• **Written problem**
Keep every line where the word "styles" appears; drop the rest.

== Material

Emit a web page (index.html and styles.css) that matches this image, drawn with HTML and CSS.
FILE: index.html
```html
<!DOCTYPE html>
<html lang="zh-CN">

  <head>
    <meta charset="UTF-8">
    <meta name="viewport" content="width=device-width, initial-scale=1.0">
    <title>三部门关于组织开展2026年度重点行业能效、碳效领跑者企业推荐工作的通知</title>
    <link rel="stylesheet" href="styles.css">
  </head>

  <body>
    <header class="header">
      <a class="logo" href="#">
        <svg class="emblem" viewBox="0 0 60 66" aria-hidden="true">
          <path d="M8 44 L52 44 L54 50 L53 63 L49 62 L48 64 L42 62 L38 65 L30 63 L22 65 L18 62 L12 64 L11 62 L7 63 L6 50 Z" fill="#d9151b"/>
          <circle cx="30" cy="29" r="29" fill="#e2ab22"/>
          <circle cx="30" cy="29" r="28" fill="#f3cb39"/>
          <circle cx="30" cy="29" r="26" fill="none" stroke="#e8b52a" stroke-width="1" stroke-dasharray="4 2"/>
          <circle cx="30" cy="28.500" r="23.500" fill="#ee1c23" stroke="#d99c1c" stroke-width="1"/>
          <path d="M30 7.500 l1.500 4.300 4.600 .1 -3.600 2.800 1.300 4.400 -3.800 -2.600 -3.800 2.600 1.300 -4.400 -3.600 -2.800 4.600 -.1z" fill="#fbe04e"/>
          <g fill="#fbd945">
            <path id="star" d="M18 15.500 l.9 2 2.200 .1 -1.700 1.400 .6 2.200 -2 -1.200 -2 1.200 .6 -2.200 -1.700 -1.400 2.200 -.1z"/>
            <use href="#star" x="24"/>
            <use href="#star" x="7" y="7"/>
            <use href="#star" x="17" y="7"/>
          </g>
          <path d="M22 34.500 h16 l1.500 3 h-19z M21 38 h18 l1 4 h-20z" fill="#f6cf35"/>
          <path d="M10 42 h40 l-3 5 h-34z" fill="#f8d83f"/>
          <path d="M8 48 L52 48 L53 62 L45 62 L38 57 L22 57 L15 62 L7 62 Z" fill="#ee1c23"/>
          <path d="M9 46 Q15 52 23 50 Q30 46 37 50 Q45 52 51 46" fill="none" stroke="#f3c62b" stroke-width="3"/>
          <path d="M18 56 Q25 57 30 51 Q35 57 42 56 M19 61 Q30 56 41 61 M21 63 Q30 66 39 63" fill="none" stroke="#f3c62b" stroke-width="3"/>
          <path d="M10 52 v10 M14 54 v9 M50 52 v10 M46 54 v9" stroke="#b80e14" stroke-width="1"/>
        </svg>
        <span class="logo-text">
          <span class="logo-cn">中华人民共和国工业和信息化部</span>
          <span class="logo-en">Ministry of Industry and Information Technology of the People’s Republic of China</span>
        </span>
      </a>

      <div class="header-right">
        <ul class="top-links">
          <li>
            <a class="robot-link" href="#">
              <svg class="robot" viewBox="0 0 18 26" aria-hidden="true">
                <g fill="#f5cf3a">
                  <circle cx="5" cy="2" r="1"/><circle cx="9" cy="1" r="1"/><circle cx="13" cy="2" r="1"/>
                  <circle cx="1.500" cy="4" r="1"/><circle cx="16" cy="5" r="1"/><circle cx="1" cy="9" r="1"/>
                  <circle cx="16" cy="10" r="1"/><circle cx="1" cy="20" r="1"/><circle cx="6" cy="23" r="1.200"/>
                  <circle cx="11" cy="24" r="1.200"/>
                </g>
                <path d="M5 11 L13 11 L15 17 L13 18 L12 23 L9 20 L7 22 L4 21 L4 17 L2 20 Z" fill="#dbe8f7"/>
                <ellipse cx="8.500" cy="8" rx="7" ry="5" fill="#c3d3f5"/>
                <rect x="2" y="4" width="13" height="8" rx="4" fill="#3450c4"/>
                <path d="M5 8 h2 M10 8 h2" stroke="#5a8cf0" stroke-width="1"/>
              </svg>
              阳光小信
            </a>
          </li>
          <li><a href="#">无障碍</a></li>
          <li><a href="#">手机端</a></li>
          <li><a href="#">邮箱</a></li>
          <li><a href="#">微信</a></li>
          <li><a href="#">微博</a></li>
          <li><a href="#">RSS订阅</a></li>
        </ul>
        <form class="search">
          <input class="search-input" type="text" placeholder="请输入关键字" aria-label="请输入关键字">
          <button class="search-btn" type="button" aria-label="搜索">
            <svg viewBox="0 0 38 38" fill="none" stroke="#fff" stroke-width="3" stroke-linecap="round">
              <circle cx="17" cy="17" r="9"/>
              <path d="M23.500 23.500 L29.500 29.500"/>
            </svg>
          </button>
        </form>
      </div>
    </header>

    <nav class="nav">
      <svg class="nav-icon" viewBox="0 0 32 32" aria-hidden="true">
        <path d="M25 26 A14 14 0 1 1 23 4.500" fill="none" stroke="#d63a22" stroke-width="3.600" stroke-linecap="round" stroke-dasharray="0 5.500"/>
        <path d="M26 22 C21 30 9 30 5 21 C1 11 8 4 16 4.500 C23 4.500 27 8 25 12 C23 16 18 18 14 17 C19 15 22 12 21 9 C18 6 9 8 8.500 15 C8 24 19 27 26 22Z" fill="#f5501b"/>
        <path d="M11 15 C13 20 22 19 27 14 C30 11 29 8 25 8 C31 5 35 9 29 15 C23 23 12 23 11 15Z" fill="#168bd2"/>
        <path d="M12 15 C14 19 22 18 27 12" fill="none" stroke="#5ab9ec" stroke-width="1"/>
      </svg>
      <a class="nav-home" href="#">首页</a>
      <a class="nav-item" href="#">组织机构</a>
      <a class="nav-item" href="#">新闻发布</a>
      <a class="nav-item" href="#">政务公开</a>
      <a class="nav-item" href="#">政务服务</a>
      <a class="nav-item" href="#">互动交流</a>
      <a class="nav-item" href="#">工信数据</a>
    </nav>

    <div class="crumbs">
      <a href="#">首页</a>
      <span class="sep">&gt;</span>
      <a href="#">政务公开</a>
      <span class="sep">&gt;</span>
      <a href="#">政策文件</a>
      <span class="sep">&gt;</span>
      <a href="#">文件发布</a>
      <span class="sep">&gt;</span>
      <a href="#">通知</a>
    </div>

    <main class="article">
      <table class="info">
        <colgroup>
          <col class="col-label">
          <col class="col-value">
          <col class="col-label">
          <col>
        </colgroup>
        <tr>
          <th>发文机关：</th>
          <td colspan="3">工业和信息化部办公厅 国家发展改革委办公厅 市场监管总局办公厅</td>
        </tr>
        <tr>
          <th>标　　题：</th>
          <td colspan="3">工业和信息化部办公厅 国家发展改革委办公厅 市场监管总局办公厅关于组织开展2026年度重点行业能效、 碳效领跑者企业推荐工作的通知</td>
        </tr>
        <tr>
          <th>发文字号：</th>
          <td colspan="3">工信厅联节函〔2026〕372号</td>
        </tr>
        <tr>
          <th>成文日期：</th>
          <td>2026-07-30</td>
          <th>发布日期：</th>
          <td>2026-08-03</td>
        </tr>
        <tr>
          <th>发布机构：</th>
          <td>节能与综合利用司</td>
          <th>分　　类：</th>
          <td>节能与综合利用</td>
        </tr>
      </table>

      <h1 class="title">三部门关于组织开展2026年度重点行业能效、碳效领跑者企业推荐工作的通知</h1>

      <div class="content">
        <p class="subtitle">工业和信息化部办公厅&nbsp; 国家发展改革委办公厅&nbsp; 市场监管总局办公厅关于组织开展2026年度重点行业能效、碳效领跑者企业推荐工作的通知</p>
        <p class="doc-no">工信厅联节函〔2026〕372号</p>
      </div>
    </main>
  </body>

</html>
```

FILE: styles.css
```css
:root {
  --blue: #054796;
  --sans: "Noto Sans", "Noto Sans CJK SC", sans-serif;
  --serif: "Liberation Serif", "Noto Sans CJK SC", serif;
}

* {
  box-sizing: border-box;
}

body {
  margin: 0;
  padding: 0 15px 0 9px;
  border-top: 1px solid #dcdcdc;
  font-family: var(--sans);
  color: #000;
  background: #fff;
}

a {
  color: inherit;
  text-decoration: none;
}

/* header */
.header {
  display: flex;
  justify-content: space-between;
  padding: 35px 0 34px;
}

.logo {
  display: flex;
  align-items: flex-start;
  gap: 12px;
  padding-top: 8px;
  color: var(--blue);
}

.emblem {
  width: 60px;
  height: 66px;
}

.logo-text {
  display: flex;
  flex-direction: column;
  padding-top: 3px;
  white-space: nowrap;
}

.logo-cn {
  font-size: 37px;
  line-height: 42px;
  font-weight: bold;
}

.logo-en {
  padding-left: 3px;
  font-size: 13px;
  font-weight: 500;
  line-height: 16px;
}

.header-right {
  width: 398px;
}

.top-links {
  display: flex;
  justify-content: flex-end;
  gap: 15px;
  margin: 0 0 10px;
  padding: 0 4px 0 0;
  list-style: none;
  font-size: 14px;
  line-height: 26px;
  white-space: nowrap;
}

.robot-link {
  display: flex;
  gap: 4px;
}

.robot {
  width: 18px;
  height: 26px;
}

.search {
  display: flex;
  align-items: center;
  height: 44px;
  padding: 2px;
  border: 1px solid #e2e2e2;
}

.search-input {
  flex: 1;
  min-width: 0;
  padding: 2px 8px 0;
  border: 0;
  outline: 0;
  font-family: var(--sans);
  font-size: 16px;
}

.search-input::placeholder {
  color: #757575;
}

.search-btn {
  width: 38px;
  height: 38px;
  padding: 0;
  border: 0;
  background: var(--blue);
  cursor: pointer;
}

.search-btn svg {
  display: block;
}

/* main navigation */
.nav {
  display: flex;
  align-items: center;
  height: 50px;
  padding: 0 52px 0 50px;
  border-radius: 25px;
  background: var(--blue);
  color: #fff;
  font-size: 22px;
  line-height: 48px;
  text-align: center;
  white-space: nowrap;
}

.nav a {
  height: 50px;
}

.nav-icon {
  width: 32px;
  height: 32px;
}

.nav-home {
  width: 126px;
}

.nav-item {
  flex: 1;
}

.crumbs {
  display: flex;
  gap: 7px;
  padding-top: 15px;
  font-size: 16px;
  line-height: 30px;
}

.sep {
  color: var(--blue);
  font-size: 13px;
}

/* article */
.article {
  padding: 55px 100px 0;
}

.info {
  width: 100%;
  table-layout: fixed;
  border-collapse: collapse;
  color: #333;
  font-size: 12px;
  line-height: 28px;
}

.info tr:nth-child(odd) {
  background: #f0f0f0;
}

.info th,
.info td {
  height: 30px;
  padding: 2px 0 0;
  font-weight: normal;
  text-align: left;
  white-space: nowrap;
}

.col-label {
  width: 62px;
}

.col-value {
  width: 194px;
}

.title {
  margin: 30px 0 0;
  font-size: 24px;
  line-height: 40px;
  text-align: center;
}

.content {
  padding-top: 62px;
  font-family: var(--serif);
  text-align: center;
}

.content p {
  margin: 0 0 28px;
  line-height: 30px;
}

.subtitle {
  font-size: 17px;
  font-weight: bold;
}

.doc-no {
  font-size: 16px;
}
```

====

• **Response to this exercise**
Emit a web page (index.html and styles.css) that matches this image, drawn with HTML and CSS.
    <link rel="stylesheet" href="styles.css">
FILE: styles.css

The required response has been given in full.